In reply to I GIVE UP CAN'T TAKE NO MORE - SERZONE/NEFAZODONE, posted by Tony C. on June 27, 2004, at 16:46:30

Hi Tony.

I'm sure you'll get plenty of support and creative ideas from the people here should you need to discontinue nefazadone.

Have you had any experience with Remeron or trazodone? I'd be curious to know what drugs you have failed to respond to. It's a good a place as any to start.

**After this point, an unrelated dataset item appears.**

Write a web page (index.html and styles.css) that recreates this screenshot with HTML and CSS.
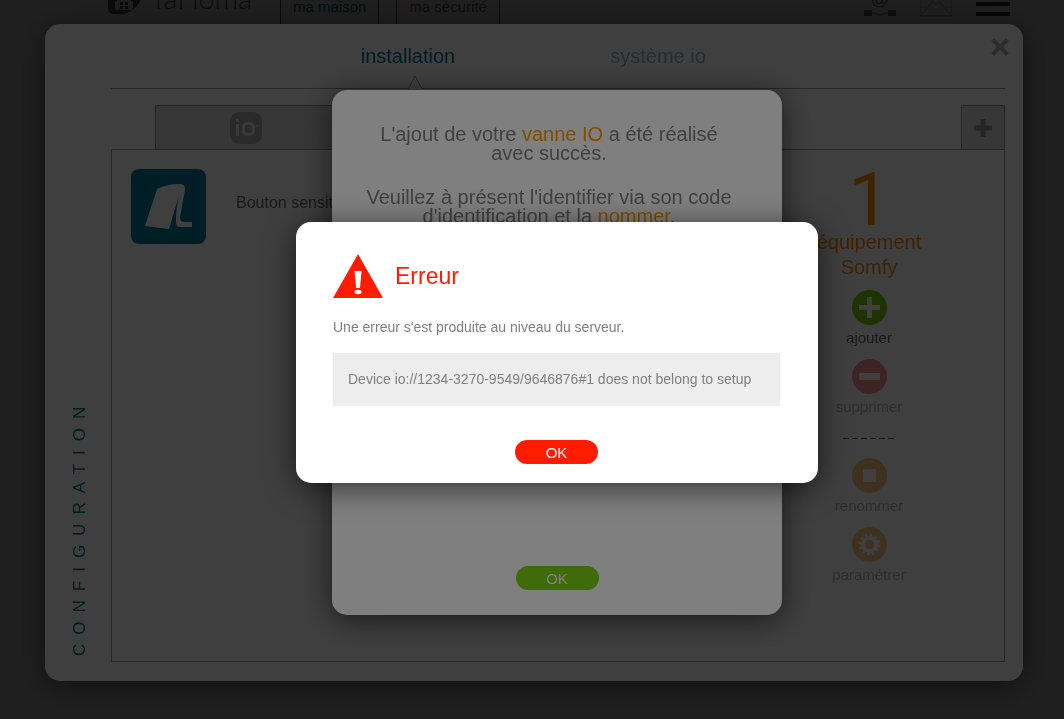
FILE: index.html
```html
<!DOCTYPE html>
<html lang="fr">
<head>
  <meta charset="UTF-8" />
  <title>TaHoma - Configuration</title>
  <link rel="stylesheet" href="styles.css">
</head>
<body>
  <header class="header">
    <a href="#" class="logo">
      <svg width="34" height="40" viewBox="0 0 34 40">
        <path d="M0 6h24q9 0 9 9v7q0 7-6 12t-12 6H6q-6 0-6-6z" fill="#555"/>
        <path d="M7 28l9-7 9 7v6q0 2-2 2H9q-2 0-2-2z" fill="#eee"/>
        <path d="M12 28h3v3h-3zM17 28h3v3h-3zM12 32h3v3h-3zM17 32h3v3h-3z" fill="#555"/>
      </svg>
      <span>TaHoma</span>
    </a>
    <nav class="main-nav">
      <a href="#" class="active">ma maison</a>
      <a href="#">ma sécurité</a>
    </nav>
    <div class="tools">
      <button aria-label="réseau">
        <svg width="32" height="32" viewBox="0 0 32 32">
          <text x="16" y="20" text-anchor="middle" class="arobase">@</text>
          <path d="M0 25h8v6H0zM24 25h8v6h-8z" fill="#777"/>
          <path d="M8 28h4l1 2h6l1-2h4" fill="none" stroke="#999"/>
        </svg>
      </button>
      <button aria-label="messages">
        <svg width="32" height="32" viewBox="0 0 32 32">
          <path d="M1 6h30v25H1zM1 6l15 14L31 6M1 31l11-14M31 31L20 17" fill="none" stroke="#aaa"/>
        </svg>
      </button>
      <button aria-label="menu">
        <svg width="34" height="32" viewBox="0 0 34 32">
          <path d="M0 9h34M0 19h34M0 29h34" stroke="#444" stroke-width="4"/>
        </svg>
      </button>
    </div>
  </header>

  <!-- Configuration -->
  <div class="overlay overlay-panel">
    <main class="panel">
      <button class="close" aria-label="fermer">
        <svg width="18" height="18" viewBox="0 0 18 18">
          <path d="M1.500 1.500l15 15M16.500 1.500l-15 15" stroke="#b4b4b4" stroke-width="4"/>
        </svg>
      </button>
      <h1 class="side-title">CONFIGURATION</h1>
      <div class="content">
        <nav class="tabs">
          <a href="#" class="current">installation
            <svg class="pointer" width="16" height="14" viewBox="0 0 16 14">
              <path d="M1 14L8 1l7 13" fill="#fff" stroke="#8aa" />
            </svg>
          </a>
          <a href="#">système io</a>
        </nav>

        <div class="sub-tabs">
          <button class="io" aria-label="io">
            <svg width="32" height="32" viewBox="0 0 32 32">
              <rect width="32" height="32" rx="9" fill="#aaa"/>
              <path d="M7.500 12v12M7.500 7v3" stroke="#e6e6e6" stroke-width="3"/>
              <rect x="13.500" y="11.500" width="10" height="11" rx="4" fill="none" stroke="#e6e6e6" stroke-width="3"/>
              <path d="M26 14h3" stroke="#e6e6e6"/>
            </svg>
          </button>
          <button class="plus" aria-label="nouveau">
            <svg width="18" height="18" viewBox="0 0 18 18">
              <path d="M9 0v18M0 9h18" stroke="#999" stroke-width="5"/>
            </svg>
          </button>
        </div>

        <div class="box">
          <div class="device">
            <svg width="75" height="75" viewBox="0 0 75 75">
              <rect width="75" height="75" rx="8" fill="#007a9a"/>
              <path d="M14 57L26 20Q36 15 49 15Q55 15 54 21L49 48Q49 53 53 53H61V58H49Q45 58 45 53Q45 36 49 23L38 60Z" fill="#fff"/>
            </svg>
            <span>Bouton sensitif</span>
          </div>

          <aside class="actions">
            <div class="count">1</div>
            <div class="count-label">équipement<br>Somfy</div>
            <button class="action">
              <svg width="35" height="35" viewBox="0 0 35 35">
                <circle cx="17.500" cy="17.500" r="17.500" fill="#78cc00"/>
                <path d="M17.500 7v21M7 17.500h21" stroke="#fff" stroke-width="5"/>
              </svg>
              ajouter
            </button>
            <button class="action" disabled>
              <svg width="35" height="35" viewBox="0 0 35 35">
                <circle cx="17.500" cy="17.500" r="17.500" fill="#ee2222"/>
                <path d="M7 17.500h21" stroke="#fff" stroke-width="7"/>
              </svg>
              supprimer
            </button>
            <hr class="dashes">
            <button class="action" disabled>
              <svg width="35" height="35" viewBox="0 0 35 35">
                <circle cx="17.500" cy="17.500" r="17.500" fill="#ff8c00"/>
                <path d="M11 11h13v13H11z" fill="#fff"/>
              </svg>
              renommer
            </button>
            <button class="action" disabled>
              <svg width="35" height="35" viewBox="0 0 35 35">
                <circle cx="17.500" cy="17.500" r="17.500" fill="#ff8c00"/>
                <circle cx="17.500" cy="17.500" r="6.500" fill="none" stroke="#fff" stroke-width="4"/>
                <circle cx="17.500" cy="17.500" r="9.500" fill="none" stroke="#fff" stroke-width="3" stroke-dasharray="2.500 2.474"/>
              </svg>
              paramétrer
            </button>
          </aside>
        </div>
      </div>
    </main>
  </div>

  <!-- Ajout de l'équipement -->
  <div class="overlay overlay-dialog">
    <div class="dialog success" role="dialog">
      <div class="message">
        <p>L'ajout de votre <em>vanne IO</em> a été réalisé avec succès.</p>
        <p>Veuillez à présent l'identifier via son code d'identification et la <em>nommer</em>.</p>
      </div>
      <button class="ok">OK</button>
    </div>
  </div>

  <!-- Erreur -->
  <div class="overlay overlay-dialog">
    <div class="dialog error" role="alertdialog">
      <div class="error-title">
        <svg width="50" height="44" viewBox="0 0 50 44">
          <path d="M25 0l25 44H0z" fill="#ff1c00"/>
          <path d="M21.500 17h7l-1.500 17h-4z" fill="#fff"/>
          <ellipse cx="25" cy="38" rx="3.500" ry="2.200" fill="#fff"/>
        </svg>
        <h2>Erreur</h2>
      </div>
      <p>Une erreur s'est produite au niveau du serveur.</p>
      <div class="details">Device io://1234-3270-9549/9646876#1 does not belong to setup</div>
      <button class="ok">OK</button>
    </div>
  </div>
</body>
</html>
```
FILE: styles.css
```css
* {
  box-sizing: border-box;
}

body {
  margin: 0;
  height: 100vh;
  overflow: hidden;
  background: #fff;
  color: #666;
  font-family: "Liberation Sans", Arial, sans-serif;
  font-size: 15px;
}

a {
  color: inherit;
  text-decoration: none;
}

button {
  padding: 0;
  border: none;
  background: none;
  color: inherit;
  font: inherit;
  cursor: pointer;
}

svg {
  display: block;
}

/* header */
.header {
  display: flex;
  align-items: flex-start;
  height: 76px;
  margin-top: -26px;
  padding: 0 54px 0 108px;
}

.logo {
  display: flex;
  width: 172px;
  gap: 8px;
  color: #666;
  font-family: Lato, sans-serif;
  font-size: 29px;
  font-weight: 300;
  line-height: 48px;
}

.main-nav {
  display: flex;
  gap: 17px;
  height: 76px;
}

.main-nav a {
  padding: 0 12px;
  border: 1px solid #555;
  line-height: 64px;
}

.main-nav .active {
  color: #006a84;
}

.tools {
  display: flex;
  gap: 24px;
  margin-left: auto;
  padding-top: 11px;
}

.arobase {
  fill: #8c8c00;
  font-size: 18px;
}

/* overlays */
.overlay {
  position: fixed;
  inset: 0;
  display: flex;
  background: rgba(0, 0, 0, 0.5);
}

.overlay-panel {
  padding: 24px 41px 38px 45px;
}

.overlay-dialog {
  align-items: center;
  justify-content: center;
  padding: 0 0 14px 50px;
}

/* configuration */
.panel {
  position: relative;
  display: flex;
  flex: 1;
  padding: 0 18px 19px 0;
  border-radius: 15px;
  background: #fff;
  box-shadow: 0 5px 30px rgba(0, 0, 0, 0.5);
}

.close {
  position: absolute;
  top: 14px;
  right: 14px;
}

.side-title {
  width: 70px;
  margin: 0 -4px 0 0;
  padding: 6px 0 0;
  color: #007088;
  font-size: 17px;
  font-weight: normal;
  letter-spacing: 9px;
  line-height: 70px;
  writing-mode: vertical-rl;
  transform: rotate(180deg);
}

.content {
  display: flex;
  flex: 1;
  flex-direction: column;
}

.tabs {
  display: flex;
  justify-content: center;
  height: 65px;
  padding-right: 50px;
  border-bottom: 1px solid #7aa8a8;
  color: #8fb8bc;
  font-size: 20px;
  line-height: 64px;
  text-align: center;
}

.tabs a {
  position: relative;
  width: 250px;
}

.tabs .current {
  color: #007088;
}

.pointer {
  position: absolute;
  right: 110px;
  bottom: -1px;
}

.sub-tabs {
  display: flex;
  justify-content: space-between;
  height: 44px;
  margin-top: 16px;
  padding-left: 44px;
}

.sub-tabs button {
  display: flex;
  align-items: center;
  justify-content: center;
  border: 1px solid #999;
  border-bottom: none;
  background: #dcdcdc;
}

.io {
  width: 182px;
}

.plus {
  width: 44px;
}

.box {
  display: flex;
  flex: 1;
  justify-content: space-between;
  padding: 19px 75px 0 19px;
  border: 1px solid #999;
}

.device {
  display: flex;
  gap: 30px;
  height: 75px;
  font-size: 16px;
  line-height: 67px;
}

.actions {
  width: 120px;
  text-align: center;
}

.count {
  color: #ff8c00;
  font-family: Roboto, sans-serif;
  font-size: 74px;
  line-height: 61px;
}

.count-label {
  margin-bottom: 10px;
  color: #ff8c00;
  font-size: 20px;
  line-height: 25px;
}

.action {
  display: block;
  width: 100%;
  height: 59px;
  margin-bottom: 10px;
  line-height: 26px;
}

.action svg {
  margin: 0 auto;
}

.action:disabled {
  opacity: 0.5;
}

.dashes {
  width: 52px;
  height: 1px;
  margin: 20px auto 19px;
  border: none;
  background: repeating-linear-gradient(90deg, #555 0, #555 6px, transparent 6px, transparent 9px);
}

/* dialogs */
.dialog {
  display: flex;
  flex-direction: column;
  border-radius: 15px;
  background: #fff;
  box-shadow: 0 5px 30px rgba(0, 0, 0, 0.6);
}

.dialog p {
  margin: 0;
}

.ok {
  align-self: center;
  width: 83px;
  height: 24px;
  margin-top: auto;
  border-radius: 12px;
  color: #fff;
  font-size: 15px;
}

.success {
  width: 450px;
  height: 525px;
  padding: 35px 0 25px;
}

.message {
  display: flex;
  flex-direction: column;
  gap: 25px;
  padding: 0 46px 0 30px;
  color: #808080;
  font-size: 20px;
  line-height: 19px;
  text-align: center;
}

.message em {
  color: #ff9a00;
  font-style: normal;
}

.success .ok {
  background: #7ed614;
}

.error {
  width: 522px;
  min-height: 261px;
  padding: 32px 38px 19px 37px;
  color: #808080;
  font-size: 14px;
}

.error-title {
  display: flex;
  gap: 12px;
  margin-bottom: 20px;
}

.error h2 {
  margin: 0;
  color: #ff1c00;
  font-size: 23px;
  font-weight: normal;
  line-height: 44px;
}

.error p {
  line-height: 18px;
}

.details {
  margin: 17px 0 34px;
  padding: 15px;
  background: #ededed;
  line-height: 23px;
}

.error .ok {
  background: #ff1c00;
}
```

Don't give up hope so soon that nefazodone will be discontinued. My hunch is that there is too much financial incentive to keep making it. If I were in your shoes, I would continue taking it. You really have nothing to lose as long as you keep track of your liver function from time to time.


- Scott

 

Re: I GIVE UP CAN'T TAKE NO MORE - SERZONE/NEFAZODONE

Posted by Tony C. on June 27, 2004, at 20:47:49

In reply to Re: I GIVE UP CAN'T TAKE NO MORE - SERZONE/NEFAZODONE, posted by SLS on June 27, 2004, at 17:53:51

Hi Scott, thank you for your reply, I tried Zoloft (nothing except a pounding headache for 2 weeks), Paxil (PURE HELL stayed awake the whole 2 weeks I took it, and felt EXTREMELY Violent and Pissed off) I had MEGA Insomnia from my Depression Paxil made it 10 times worse. - Nortrpytaline, (Pounding Heart) Trilifon,(Psychotic) Elavil (worked to some extent with the Serzone I took 10mg tab of Elavil), Luvox(= Worthless for me) etc. so many I can barely remember them. Trilifon was for my racing thoughts, but Serzone took care of them better than the Trilifon. Oh yes I did take Trazodone also, HOWEVER my face got kind of red and my left nostril plugged shot like an allergy to pollen, so doc at that time said forget that one. BUT I may end up going back on Trazodone, I mean isn't it virtually the same as Nefazodone ? I need your support, and appreciate it, this is a very strssful difficult time for me with this controversy. I prefer to just stay on it and keep check my stool and piss, and getting LFT tests. My current Doc actually got MAD at me for wanting a liver test every 3 months, and threatend to send me to Psycho-Therapy to get me off of the Liver tests every 3 months, said once a year was fine. I know Nefazodone/Serzone is 3rd line Anti Depressant, but for me it was TOP OF THE LINE, I really felt the benefits pretty quickly.

Sincerely - Tony C.

 

Re: I GIVE UP CAN'T TAKE NO MORE - SERZONE/NEFAZOD

Posted by MissAmy on June 28, 2004, at 4:14:03

In reply to Re: I GIVE UP CAN'T TAKE NO MORE - SERZONE/NEFAZODONE, posted by Tony C. on June 27, 2004, at 20:47:49

" My current Doc actually got MAD at me for wanting a liver test every 3 months, and threatend to send me to Psycho-Therapy to get me off of the Liver tests every 3 months"

Dear Tony,
It sounds like some psychotherapy or counseling might HELP with your level of depression---I cannot just take meds--I have to be addressing childhood issues/current issues to help me beat the blues and therapy is an important place to start.. I have always been told they go hand in hand---some doctors (although the number seems to be dropping anymore--hehe!) get upset when they hear patients are not getting therapy while they are on medication. Cognitive Behavioral Therapy REALLY really helped me with my anxiety attacks and everytime I get one I refer to my little panic workbook (In fact, I just ordered a new one since I am moving to a big city soon and I am a bit freaked out!--I lost my old one because I had not had to refer to it for a few years). Anyway...try to think positively and don't wig yourself out! (I am good at wigging myself out and getting those "what if???" feelings too). Do your very best to "stay in the moment" and not catastrophize--with some practice it can be done! I got a neat book the other day called "The Places that Scare You" (or something like that) by Pema Chodron--it is a buddhist book about staying in the moment, allowing pain and easing suffering. If you have a library card or if you can order it off amazon it might help--it helped me put some things into perspective. Good luck, babe. Everything will be okay. It just seems whacked right now. :) Hope you feel better soon!